The London Philharmonic finished its questioning of Prokofiev by scheduling his two most-popular (if not greatest) symphonies and engaged Janine Jansen as a charismatic soloist. She and Yannick Nézet-Séguin made a productive partnership, and he and the LPO made some good music together, nowhere more so than in the ‘Classical’ Symphony, Prokofiev’s tribute to Haydn. With consistently well-judged – moderate – tempos, Nézet-Séguin produced a first movement of poise and elegance, rhythmic mechanisms running like clockwork. With the Larghetto eloquently expressive, the brief ‘Gavotte’ standing to attention, and a finale of eager interplay and pert rhythms, natty strings and frisky woodwinds standing out, this was a performance to treasure.
The Fifth Symphony was less consistent as a reading, if maybe in-keeping with its strengths and weaknesses, this end-of-war tribute to indomitable human spirit if not without some warnings, bluffs and ambivalences – all lost on State officials, which showered the symphony in accolades following its composer-conducted Moscow premiere in 1945. Nézet-Séguin gave the work an epic feel, encouraging brass and percussion to tilt balances their way, but such primary colours and raw vividness, for all the ‘authentic’ Soviet-style edgy timbres, only emphasised emptiness and bombast – but maybe it should. After the conflagration that concluded the first movement, the scherzo was full of pizzazz and angularity, brief respite offered by plaintive woodwinds (superb throughout the concert) in the trio. As the movement hurtled to its conclusion, there was no doubting the collective virtuosity of the LPO, or Nézet-Séguin’s ability to inspire it – but that the music might be ‘about’ something seemed not to be a consideration.

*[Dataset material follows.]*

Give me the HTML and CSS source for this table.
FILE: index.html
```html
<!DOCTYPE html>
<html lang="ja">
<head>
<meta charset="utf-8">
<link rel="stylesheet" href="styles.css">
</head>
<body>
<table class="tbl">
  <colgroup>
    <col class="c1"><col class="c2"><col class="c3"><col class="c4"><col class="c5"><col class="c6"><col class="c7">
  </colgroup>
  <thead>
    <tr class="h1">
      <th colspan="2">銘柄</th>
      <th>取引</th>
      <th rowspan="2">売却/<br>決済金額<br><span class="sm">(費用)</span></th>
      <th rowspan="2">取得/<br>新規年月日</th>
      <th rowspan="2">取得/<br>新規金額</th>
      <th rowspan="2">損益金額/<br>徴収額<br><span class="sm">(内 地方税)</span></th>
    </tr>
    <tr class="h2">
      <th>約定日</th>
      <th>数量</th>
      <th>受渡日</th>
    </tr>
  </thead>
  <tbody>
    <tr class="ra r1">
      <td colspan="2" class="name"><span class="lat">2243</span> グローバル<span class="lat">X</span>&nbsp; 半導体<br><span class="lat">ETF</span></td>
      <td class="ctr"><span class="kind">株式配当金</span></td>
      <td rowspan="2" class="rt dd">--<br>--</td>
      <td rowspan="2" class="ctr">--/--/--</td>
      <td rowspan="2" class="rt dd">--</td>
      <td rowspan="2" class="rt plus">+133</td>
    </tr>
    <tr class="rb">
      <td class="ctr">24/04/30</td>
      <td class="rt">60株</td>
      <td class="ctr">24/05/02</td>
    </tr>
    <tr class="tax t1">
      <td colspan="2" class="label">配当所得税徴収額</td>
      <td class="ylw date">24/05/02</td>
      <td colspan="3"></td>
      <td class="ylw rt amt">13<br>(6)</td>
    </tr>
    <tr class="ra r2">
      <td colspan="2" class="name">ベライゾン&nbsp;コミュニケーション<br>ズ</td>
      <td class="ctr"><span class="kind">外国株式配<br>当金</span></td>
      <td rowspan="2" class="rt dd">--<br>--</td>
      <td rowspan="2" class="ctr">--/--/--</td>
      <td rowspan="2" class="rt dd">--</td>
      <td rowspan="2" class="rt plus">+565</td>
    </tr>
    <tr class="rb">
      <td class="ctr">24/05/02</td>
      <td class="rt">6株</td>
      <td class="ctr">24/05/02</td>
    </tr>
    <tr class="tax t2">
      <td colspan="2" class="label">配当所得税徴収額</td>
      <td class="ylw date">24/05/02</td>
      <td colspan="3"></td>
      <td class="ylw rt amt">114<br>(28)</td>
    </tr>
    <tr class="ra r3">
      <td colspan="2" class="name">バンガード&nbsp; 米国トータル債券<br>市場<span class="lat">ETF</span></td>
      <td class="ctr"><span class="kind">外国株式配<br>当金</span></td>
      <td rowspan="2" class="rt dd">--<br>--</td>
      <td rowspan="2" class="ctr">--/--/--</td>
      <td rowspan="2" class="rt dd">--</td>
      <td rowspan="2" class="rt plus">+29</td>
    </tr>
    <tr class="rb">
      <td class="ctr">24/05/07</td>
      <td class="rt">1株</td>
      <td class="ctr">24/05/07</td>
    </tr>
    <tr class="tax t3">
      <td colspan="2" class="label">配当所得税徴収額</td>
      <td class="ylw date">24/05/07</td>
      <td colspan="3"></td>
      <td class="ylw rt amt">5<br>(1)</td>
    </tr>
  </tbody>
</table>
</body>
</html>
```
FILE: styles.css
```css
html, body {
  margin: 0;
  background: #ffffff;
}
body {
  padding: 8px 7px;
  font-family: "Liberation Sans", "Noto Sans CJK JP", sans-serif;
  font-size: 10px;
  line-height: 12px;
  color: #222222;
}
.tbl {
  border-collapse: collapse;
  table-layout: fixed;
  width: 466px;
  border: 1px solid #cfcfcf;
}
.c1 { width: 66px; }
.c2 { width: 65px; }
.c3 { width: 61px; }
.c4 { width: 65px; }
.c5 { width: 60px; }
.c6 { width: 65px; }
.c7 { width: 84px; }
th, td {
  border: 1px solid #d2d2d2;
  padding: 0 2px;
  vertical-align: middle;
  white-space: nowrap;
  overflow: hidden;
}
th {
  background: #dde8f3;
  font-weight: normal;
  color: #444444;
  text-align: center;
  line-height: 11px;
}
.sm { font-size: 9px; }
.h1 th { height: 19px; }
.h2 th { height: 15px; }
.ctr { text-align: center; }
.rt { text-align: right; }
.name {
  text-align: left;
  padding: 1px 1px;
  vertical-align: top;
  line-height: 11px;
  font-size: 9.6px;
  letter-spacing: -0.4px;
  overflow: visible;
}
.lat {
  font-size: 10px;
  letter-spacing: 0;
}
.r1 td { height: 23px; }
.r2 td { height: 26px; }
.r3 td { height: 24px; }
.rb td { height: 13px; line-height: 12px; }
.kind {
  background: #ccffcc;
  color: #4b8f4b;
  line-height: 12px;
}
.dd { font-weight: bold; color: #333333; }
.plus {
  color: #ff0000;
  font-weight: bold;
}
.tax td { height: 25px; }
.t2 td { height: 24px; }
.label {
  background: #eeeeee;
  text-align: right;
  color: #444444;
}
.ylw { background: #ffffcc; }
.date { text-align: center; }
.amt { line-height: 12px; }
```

The finale was also too hasty at times for the most-precise unanimity and articulation, its giocoso
elements glossed over, angularities taking precedence too early and pre-empting the machinery of the coda, which flew by with robotic efficiency: surely the point Prokofiev was making. It was the slow movement that left the biggest impression, the conductor’s spacious tempo making the most of the soulful contemplation, from intense heights to lugubrious depths, the climax reporting vehement protest.

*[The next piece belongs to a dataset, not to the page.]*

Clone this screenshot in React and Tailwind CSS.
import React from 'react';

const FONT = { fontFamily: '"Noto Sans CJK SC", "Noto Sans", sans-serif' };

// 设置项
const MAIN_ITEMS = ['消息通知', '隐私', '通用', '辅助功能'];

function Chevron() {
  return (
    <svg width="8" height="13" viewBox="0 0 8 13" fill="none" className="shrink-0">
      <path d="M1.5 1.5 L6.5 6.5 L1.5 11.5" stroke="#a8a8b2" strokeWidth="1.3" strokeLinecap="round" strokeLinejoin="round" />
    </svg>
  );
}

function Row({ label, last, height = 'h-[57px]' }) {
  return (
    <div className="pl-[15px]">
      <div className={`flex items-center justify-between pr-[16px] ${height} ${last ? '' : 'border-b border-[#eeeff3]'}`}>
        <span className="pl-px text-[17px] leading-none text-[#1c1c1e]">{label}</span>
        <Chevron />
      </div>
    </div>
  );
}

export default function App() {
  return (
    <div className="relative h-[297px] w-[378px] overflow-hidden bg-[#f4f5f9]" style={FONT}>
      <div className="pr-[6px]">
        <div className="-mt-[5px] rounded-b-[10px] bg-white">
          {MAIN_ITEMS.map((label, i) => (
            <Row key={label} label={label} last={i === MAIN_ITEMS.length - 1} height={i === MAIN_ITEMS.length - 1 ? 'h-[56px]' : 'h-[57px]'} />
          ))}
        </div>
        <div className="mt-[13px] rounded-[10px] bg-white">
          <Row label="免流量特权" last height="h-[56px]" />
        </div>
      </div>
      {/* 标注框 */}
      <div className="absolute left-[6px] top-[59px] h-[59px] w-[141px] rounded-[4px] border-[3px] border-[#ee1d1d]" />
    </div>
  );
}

Earlier the violin concerto found Janine Jansen sinewy of sound and exploitative of mood-swings. Such a frenetic approach brought variety to the first movement but made the finale hard-pressed, a little too gawky. Throughout she enjoyed a tactile accompaniment, detail lucidly revealed and pertinently placed. The central Andante, with Jansen’s pared-down tone and dynamics, was simply effective in its Cinderella-like exquisiteness, the composer ahead of his audience in knowing just what to deliver and how to do it.